The potentials for profit and loss emerge as investors' main concerns when choosing stock. Seventy-eight percent of investors say they give a lot or fair amount of thought to the expected rate of return when choosing which companies or funds to invest in, and 74% give the same thought to the risk for potential losses.
ESG considerations are secondary, with about half as many investors investigating these factors upfront. Roughly four in 10 say they look into corporate governance policies (41%) or the social values advocated by company leadership (38%) before buying. Slightly fewer (35%) research the environmental record or impact of a company.
|A lot||A fair amount||Total|
|Expected rate of return||31||47||78|
|Risk for potential losses||31||43||74|
|Corporate governance policies (board of directors, executive pay, business ethics, etc.)||11||30||41|
|Social values advocated by company leadership||13||25||38|
|Environmental record or impact of the companies||12||23||35|
|Nov. 1-7, 2021; U.S. investors are adults with $10,000 or more invested in stocks, bonds or mutual funds|
Further, most investors don't spend a lot of time thinking about or looking into any of these aspects of a company or fund before they invest. Less than a third say they do a lot of research on the expected rate of return or risk for potential losses, while no more than 13% of investors say they do a lot of research on any of the ESG factors.
Female investors are slightly more likely than male investors, 42% versus 35%, to say they give a lot or fair amount of thought, overall, to the social values of companies they invest in. But women are no more likely than men to look into the environmental impact of companies, their corporate governance, their expected rate of return or their risk for potential losses.
High Potential for Investors to Express Values Through Investing
The survey also explored investors' likelihood of taking each of five different actions in order to advance their values, testing how investing compares with other approaches available to people.
- Investors are most likely to report that they incorporate behaviors in their daily life as a way to support the values and causes they believe in -- 91% do this.
- Most (78%) also report donating money to causes or organizations.
Although making stock decisions based on one's values is not the most compelling to investors, it does resonate with the majority of them.
- Sixty-three percent say they are likely to purchase stocks or funds associated with companies that align with their values.
- Slightly more, 68%, are likely to avoid stocks or funds associated with companies that contradict their values.
- Sixty-one percent are likely to support their values by volunteering for causes or organizations, on par with those likely to express their values through stock selections.

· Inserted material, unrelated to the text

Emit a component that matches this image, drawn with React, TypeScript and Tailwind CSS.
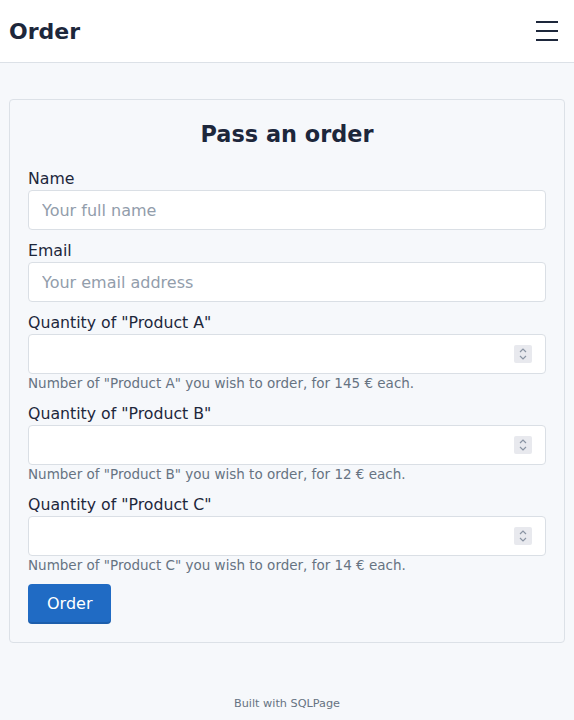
import React from "react";

const font = { fontFamily: '"DejaVu Sans", "Noto Sans", sans-serif' };

function Spinner() {
  return (
    <div className="absolute right-[14px] top-1/2 -translate-y-1/2 w-[18px] h-[18px] bg-[#e8e9ee] rounded-[2px] flex items-center justify-center">
      <svg width="10" height="14" viewBox="0 0 10 14" fill="none" stroke="#8a94a3" strokeWidth="1.2">
        <path d="M2 5 L5 2 L8 5" />
        <path d="M2 9 L5 12 L8 9" />
      </svg>
    </div>
  );
}

function Field({
  label,
  placeholder,
  hint,
  number,
}: {
  label: string;
  placeholder?: string;
  hint?: string;
  number?: boolean;
}) {
  return (
    <div className="mb-[8px]">
      <label className="block text-[15.75px] leading-[24px] pt-[1px] -mb-[1px] text-[#1d273b]">{label}</label>
      <div className="relative">
        <input
          type="text"
          placeholder={placeholder}
          className="w-full h-[40px] bg-white border border-[#dadfe5] rounded-[4px] px-[13px] text-[16px] text-[#1d273b] placeholder:text-[#929dab] outline-none"
          style={font}
        />
        {number && <Spinner />}
      </div>
      {hint && <p className="text-[13.5px] leading-[19px] text-[#667382]">{hint}</p>}
    </div>
  );
}

export default function App() {
  return (
    <div className="min-h-[720px] bg-[#f6f8fb] flex flex-col" style={font}>
      <header className="h-[63px] bg-white border-b border-[#dce1e7] flex items-center justify-between px-[9px]">
        <h1 className="text-[22px] font-bold text-[#1d273b]">Order</h1>
        <button className="w-[22px] h-[20px] mr-[7px] flex flex-col justify-between">
          <span className="block h-[2px] w-[22px] bg-[#1d273b]" />
          <span className="block h-[2px] w-[22px] bg-[#1d273b]" />
          <span className="block h-[2px] w-[22px] bg-[#1d273b]" />
        </button>
      </header>

      <main className="px-[9px] pt-[36px]">
        <form className="bg-[#f6f8fb] border border-[#dce1e7] rounded-[4px] px-[18px] pt-[17px] pb-[18px]">
          <h2 className="text-center text-[22.4px] leading-[34px] font-bold text-[#1d273b] mb-[15px]">Pass an order</h2>
          <Field label="Name" placeholder="Your full name" />
          <Field label="Email" placeholder="Your email address" />
          <Field
            label={'Quantity of "Product A"'}
            number
            hint={'Number of "Product A" you wish to order, for 145 € each.'}
          />
          <Field
            label={'Quantity of "Product B"'}
            number
            hint={'Number of "Product B" you wish to order, for 12 € each.'}
          />
          <Field
            label={'Quantity of "Product C"'}
            number
            hint={'Number of "Product C" you wish to order, for 14 € each.'}
          />
          <button
            type="button"
            className="mt-[1px] h-[40px] px-[19px] bg-[#206bc4] text-white text-[16px] rounded-[4px] shadow-[inset_0_-2px_0_rgba(0,0,0,0.12)]"
            style={font}
          >
            Order
          </button>
        </form>
      </main>

      <footer className="mt-auto pb-[8px] text-center text-[11.25px] leading-[16px] text-[#667382]">
        Built with SQLPage
      </footer>
    </div>
  );
}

|Very likely||Somewhat likely||Total|
|Incorporate behaviors in your daily life that express your values||49||42||91|
|Donate money to causes or organizations||36||42||78|
|Avoid stocks or funds that are invested in companies that contradict your values||28||40||68|
|Purchase stocks or funds invested in companies that are aligned with your values||21||42||63|
|Volunteer for causes or organizations||24||37||61|
|Nov. 1-7, 2022; U.S. investors are adults with $10,000 or more invested in stocks, bonds or mutual funds|
Investors' likelihood of purchasing stocks based on a company's alignment with their own values is similar by age and income level but differs by gender.

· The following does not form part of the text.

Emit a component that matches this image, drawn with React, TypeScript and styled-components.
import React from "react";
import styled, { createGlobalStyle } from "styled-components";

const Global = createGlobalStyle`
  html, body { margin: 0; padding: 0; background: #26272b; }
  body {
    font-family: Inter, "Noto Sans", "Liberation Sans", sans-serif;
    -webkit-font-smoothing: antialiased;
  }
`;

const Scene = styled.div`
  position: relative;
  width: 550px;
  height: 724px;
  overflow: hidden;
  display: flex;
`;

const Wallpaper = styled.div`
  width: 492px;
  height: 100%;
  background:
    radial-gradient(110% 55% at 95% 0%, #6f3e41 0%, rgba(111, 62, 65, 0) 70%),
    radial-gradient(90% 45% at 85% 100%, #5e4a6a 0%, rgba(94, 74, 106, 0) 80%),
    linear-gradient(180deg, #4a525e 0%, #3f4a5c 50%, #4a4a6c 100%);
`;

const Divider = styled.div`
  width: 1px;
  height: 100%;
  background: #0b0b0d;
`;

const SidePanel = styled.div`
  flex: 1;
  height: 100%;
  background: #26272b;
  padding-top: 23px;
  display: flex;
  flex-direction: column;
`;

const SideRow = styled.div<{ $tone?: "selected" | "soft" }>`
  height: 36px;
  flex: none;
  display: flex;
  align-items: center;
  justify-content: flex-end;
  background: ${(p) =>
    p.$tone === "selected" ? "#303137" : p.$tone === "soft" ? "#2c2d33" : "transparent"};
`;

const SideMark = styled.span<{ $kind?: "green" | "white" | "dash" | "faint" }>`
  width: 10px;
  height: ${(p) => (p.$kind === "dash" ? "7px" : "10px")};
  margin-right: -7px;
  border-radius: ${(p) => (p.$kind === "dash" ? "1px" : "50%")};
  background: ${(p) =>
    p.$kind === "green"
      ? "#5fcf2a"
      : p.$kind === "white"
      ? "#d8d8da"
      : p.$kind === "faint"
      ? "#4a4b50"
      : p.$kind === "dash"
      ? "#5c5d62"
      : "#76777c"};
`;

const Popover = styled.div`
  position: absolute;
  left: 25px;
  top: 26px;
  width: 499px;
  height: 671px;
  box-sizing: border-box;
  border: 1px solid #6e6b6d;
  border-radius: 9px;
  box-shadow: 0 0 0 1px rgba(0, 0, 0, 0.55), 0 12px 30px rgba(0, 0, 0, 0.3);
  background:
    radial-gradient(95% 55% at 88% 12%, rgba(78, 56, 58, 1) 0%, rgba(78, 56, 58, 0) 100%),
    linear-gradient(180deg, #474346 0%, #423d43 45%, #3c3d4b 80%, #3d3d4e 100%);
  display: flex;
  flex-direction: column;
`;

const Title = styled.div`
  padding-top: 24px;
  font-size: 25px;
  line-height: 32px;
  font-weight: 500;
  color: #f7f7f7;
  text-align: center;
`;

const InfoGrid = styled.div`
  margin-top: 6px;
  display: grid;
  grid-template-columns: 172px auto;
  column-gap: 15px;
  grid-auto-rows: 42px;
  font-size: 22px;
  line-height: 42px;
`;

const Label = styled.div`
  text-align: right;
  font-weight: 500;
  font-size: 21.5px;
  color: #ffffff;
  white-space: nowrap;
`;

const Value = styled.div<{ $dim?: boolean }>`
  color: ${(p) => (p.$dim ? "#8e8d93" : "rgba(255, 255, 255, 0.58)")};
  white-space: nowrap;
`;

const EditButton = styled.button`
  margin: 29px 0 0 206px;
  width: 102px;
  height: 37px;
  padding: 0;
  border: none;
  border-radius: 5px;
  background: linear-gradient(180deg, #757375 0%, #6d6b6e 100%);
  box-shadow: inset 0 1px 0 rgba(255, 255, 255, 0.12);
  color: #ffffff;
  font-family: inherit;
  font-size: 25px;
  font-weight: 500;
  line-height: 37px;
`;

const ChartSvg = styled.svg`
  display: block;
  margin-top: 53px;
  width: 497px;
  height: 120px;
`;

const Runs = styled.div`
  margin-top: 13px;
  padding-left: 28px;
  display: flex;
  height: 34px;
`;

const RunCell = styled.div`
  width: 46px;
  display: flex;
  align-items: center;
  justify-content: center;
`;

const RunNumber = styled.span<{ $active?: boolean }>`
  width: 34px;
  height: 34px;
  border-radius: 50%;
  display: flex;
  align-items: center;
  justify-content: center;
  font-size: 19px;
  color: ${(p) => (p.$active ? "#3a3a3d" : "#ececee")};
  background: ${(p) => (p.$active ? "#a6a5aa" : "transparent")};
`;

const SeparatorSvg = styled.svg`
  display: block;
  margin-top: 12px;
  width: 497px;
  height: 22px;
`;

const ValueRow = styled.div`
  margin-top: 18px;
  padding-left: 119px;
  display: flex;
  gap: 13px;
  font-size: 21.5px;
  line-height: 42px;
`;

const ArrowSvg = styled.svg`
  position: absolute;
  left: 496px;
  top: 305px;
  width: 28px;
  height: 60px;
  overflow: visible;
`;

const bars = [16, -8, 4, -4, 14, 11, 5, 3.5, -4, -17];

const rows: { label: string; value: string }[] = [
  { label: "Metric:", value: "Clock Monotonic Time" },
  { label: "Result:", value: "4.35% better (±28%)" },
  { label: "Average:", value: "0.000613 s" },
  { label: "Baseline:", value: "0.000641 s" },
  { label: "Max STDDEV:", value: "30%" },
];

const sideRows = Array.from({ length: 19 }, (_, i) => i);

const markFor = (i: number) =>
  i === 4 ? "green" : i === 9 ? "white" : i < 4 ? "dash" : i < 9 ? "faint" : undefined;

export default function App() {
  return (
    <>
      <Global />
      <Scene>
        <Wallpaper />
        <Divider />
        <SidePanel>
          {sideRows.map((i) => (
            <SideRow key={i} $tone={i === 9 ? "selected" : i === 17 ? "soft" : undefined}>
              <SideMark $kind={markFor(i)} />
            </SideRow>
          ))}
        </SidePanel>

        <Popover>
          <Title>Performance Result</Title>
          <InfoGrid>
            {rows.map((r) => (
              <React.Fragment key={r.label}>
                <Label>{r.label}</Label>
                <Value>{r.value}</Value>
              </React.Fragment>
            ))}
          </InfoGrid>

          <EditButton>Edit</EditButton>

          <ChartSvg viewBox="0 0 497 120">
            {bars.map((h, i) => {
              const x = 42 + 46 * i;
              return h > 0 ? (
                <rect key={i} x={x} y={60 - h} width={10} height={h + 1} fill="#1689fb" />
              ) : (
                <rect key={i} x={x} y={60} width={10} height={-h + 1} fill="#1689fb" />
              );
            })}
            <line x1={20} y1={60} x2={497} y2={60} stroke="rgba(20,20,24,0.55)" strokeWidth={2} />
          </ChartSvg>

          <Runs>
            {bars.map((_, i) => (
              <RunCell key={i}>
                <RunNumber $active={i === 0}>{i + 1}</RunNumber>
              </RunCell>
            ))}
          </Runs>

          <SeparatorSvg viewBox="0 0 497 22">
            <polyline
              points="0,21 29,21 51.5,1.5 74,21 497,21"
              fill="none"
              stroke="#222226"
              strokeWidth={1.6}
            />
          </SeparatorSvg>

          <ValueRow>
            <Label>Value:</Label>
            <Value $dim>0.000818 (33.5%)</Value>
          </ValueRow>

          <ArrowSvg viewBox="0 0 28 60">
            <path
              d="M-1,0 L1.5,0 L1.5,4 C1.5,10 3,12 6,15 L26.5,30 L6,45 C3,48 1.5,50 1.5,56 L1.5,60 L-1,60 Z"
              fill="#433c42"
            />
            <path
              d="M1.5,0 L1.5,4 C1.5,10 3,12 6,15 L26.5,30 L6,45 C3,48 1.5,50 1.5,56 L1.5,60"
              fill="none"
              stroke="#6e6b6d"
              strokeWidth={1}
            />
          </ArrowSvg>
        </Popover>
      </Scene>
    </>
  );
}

- By 71% to 59%, female investors are more likely than male investors to say they are very or somewhat likely to purchase stocks or funds invested in companies aligned with their values.
- The gender gap is narrower in terms of avoiding stocks that contradict one's values: 72% of female investors say they are likely to do this, versus 65% of male investors.

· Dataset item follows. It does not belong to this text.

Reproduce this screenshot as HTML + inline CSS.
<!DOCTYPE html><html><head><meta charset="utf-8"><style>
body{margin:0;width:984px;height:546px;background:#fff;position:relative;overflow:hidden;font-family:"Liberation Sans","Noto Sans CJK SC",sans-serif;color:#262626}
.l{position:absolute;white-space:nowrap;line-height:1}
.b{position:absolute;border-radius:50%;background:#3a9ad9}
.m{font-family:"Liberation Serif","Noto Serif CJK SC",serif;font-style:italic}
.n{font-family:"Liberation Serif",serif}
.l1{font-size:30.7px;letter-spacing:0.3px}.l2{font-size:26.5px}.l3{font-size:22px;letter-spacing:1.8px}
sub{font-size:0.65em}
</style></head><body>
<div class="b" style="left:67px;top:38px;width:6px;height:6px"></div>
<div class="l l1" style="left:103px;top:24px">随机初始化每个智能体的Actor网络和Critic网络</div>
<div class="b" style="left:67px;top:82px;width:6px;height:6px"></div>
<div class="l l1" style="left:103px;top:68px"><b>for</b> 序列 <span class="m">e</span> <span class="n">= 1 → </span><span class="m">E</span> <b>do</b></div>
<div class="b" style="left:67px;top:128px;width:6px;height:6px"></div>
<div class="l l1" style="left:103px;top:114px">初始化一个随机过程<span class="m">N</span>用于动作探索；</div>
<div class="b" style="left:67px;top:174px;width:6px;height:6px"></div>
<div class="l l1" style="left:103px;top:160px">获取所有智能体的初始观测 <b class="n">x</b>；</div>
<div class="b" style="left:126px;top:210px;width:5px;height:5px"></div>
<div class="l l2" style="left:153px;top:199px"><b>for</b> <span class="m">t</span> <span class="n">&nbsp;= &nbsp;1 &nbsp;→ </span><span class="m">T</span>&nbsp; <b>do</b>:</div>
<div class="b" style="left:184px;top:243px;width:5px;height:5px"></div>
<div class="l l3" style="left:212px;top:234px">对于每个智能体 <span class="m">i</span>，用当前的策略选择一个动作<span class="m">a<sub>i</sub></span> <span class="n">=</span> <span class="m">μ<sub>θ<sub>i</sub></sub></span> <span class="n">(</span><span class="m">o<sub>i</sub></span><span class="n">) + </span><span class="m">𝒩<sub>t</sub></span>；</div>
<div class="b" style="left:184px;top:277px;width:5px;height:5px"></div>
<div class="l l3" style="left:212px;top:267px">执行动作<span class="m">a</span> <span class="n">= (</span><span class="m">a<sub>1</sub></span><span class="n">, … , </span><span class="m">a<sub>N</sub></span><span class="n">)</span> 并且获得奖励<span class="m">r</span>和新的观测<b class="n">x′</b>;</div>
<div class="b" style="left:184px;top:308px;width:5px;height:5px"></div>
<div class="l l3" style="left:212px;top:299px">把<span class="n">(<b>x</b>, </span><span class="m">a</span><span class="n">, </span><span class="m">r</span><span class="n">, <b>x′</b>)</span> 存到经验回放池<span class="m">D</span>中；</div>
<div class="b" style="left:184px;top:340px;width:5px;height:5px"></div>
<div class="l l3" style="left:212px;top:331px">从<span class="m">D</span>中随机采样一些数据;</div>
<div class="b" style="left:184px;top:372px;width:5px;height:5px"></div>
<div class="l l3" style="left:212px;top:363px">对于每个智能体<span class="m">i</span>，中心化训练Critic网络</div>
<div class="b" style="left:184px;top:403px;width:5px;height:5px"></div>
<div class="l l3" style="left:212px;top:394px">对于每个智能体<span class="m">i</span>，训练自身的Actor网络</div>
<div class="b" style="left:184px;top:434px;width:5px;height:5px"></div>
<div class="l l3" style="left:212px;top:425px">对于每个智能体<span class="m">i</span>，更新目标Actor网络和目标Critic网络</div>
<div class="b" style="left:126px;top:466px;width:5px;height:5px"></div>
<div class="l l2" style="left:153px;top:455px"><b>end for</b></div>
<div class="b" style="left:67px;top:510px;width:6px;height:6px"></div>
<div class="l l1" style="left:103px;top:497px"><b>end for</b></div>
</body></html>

Additionally, investors who identify as Democrats (74%), are more likely than Republicans (60%) or independents (57%) to see themselves choosing stocks based on whether the companies are in sync with their values.
Values Not Nothing, but Not Everything, to Investors
The poll also looked at the intersection of investing and values by asking investors how much importance they attach to each of seven different money-related principles. Two of these relate to the importance of values when investing.
The most important of these seven principles to investors have to do with being financially responsible:
- More than nine in 10 investors (92%) describe "not spending more than you earn" as extremely or very important to them.
- This is followed by "putting money away for a rainy day" and "earning and saving as much as possible to achieve financial freedom," each rated important by 83%.
Making sure investments concur with one's personal values rates as less important:
- Importance drops to 50% for "requiring that companies you invest in are aligned with your values." This ties with "providing financial help to family members in need."
- "Requiring that companies you invest in have a positive societal impact" is important to 41% of investors, on par with "donating a percentage of income to help others" (40%).
In other words, requiring one's investments to match their values or using them to achieve societal goals are important to a segment of investors, but they do not rise to the level of universal beliefs that investors hold about handling their money.
|Extremely important||Very important||Total|
|Not spending more than you earn||65||27||92|
|Putting money away for a rainy day||44||39||83|
|Earning and saving as much as possible to achieve financial freedom||40||43||83|
|Requiring that companies you invest in are aligned with your values||19||31||50|
|Providing financial help to family members in need||16||34||50|
|Requiring that companies you invest in have a positive societal impact||16||25||41|
|Donating or spending a percentage of your income to help others||17||23||40|
|Nov. 1-7, 2021; U.S. investors are adults with $10,000 or more invested in stocks, bonds or mutual funds|
The gap between prioritizing one's financial security and promoting their values is even wider on the basis of investors' rating of each goal as "extremely important." This ranges from 65% for not spending more than you earn and 44% for saving for an emergency to 19% for requiring that companies you invest in are aligned with your values and 16% for requiring that companies you invest in have a positive societal impact.
Investors are receptive to the idea of using their investments to promote their values, either by choosing stocks that align with those tenets or avoiding stocks that contradict them. Whether they engage in this type of investing may partly depend on what else they're doing.
Someone concerned about global warming may already drive an electric car, have installed solar panels on their home, be consuming less meat or taking other steps known to reduce the use of fossil fuels. They may also donate financially to environmental advocacy groups. For some, researching and potentially reallocating their investments may be the logical next step. For others, it may be too challenging a task, or not as high a priority as ensuring that their portfolio is designed for strong growth.
The results suggest that to get investors off the dime, some external force may need to nudge them to act on their underlying interest in using investments to support or promote their values. Previous Gallup research suggests investors aren't hearing much about sustainable investing funds from their financial adviser. Should that change in the future, or should more employers begin to offer sustainable investing funds as part of their retirement plan options, a large segment of investors are primed to buy in.